A record is used to organise data by an attribute.

They are composed of a fixed number of fields of different data types.
Can be treated as a tuple.

Stacks:

This is another method for handling linear data lists.

Stacks are last-in first-out (LIFO) data structures. This means that the most recent piece of data added to the stack is the first piece to be taken off it. Meaning to get to the bottom piece of data you need to “pop” out the above data to get to that piece. e.g: teacher puts textbooks on the top of a pile and students take it from the top. Example: like a stack of pancakes.

Adding data to the stack is called pushing and taking data off the stack is called popping.

A stack within a computers memory system is implemented using pointers. The pointer is always pointing to the top item in the stack.

The basic operations for a stack are:

Adding/removing from the top
Checking if the stack is full/empty

Basic operations:

push(item) – adds item to the top of the stack
pop() – removes and returns the item on the top of the stack
isFull() – checks if the stack is full
isEmpty() – checks if the stack is empty

also:

peek() – returns top item without removing it.

size() – returns the number of items in the stack

Overflow – attempting to push onto a stack that
is full
Underflow – attempting to pop from a stack that
is empty

Queues:

Queues are First In First Out (FIFO) data structures. This means that the most recent piece of data to be placed in the queue is the last piece taken out. Example: At a restaurant, the first person to queue is the first to get their order and leave the queue.
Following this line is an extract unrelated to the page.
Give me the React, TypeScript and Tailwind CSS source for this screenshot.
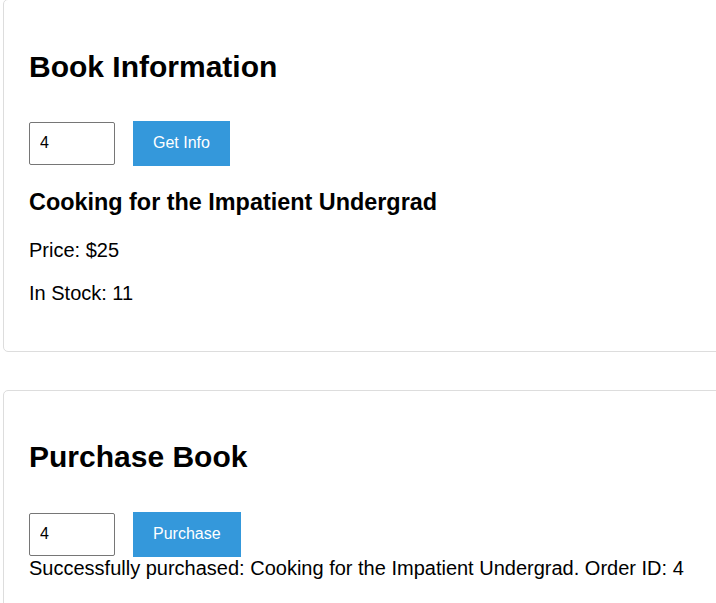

Data within a queue does not physically move forward in the queue. Instead two pointers are used to denote the start and end, to track data items within the structure.

Queue functions/methods:

enQueue(item) – Add an item to the rear.
deQueue – Remove and return an item from the front.
isEmpty – Indicates if the queue is empty.
isFull – Indicates if the queue is full.

Problems with queue as an array:

Problems arise with the implementation of a queue as a fixed-size array
How many items can be added? Or removed?
What happens when the queue is full, but there are some free spaces at the front?

Circular Queue:

A circular queue algorithm overcomes the problem of reusing the spaces that have been freed by dequeueing from the front of the array.

Priority Queue:

In a priority queue some items are allowed to ‘jump’ the queue. Certain items coming in may have some sort of priority to it so it will join the front on the queue.

Lists:

Similar to 1D array.

Just like a queue, a list is an abstract data type. An abstract data type, ADT, allows the user to view and perform operations on the data without know how it is implemented/works.

Commands:

Linked Lists:

Linked lists are one of the most popular type of dynamic data structure. Being dynamic means they can grow whatever size they want.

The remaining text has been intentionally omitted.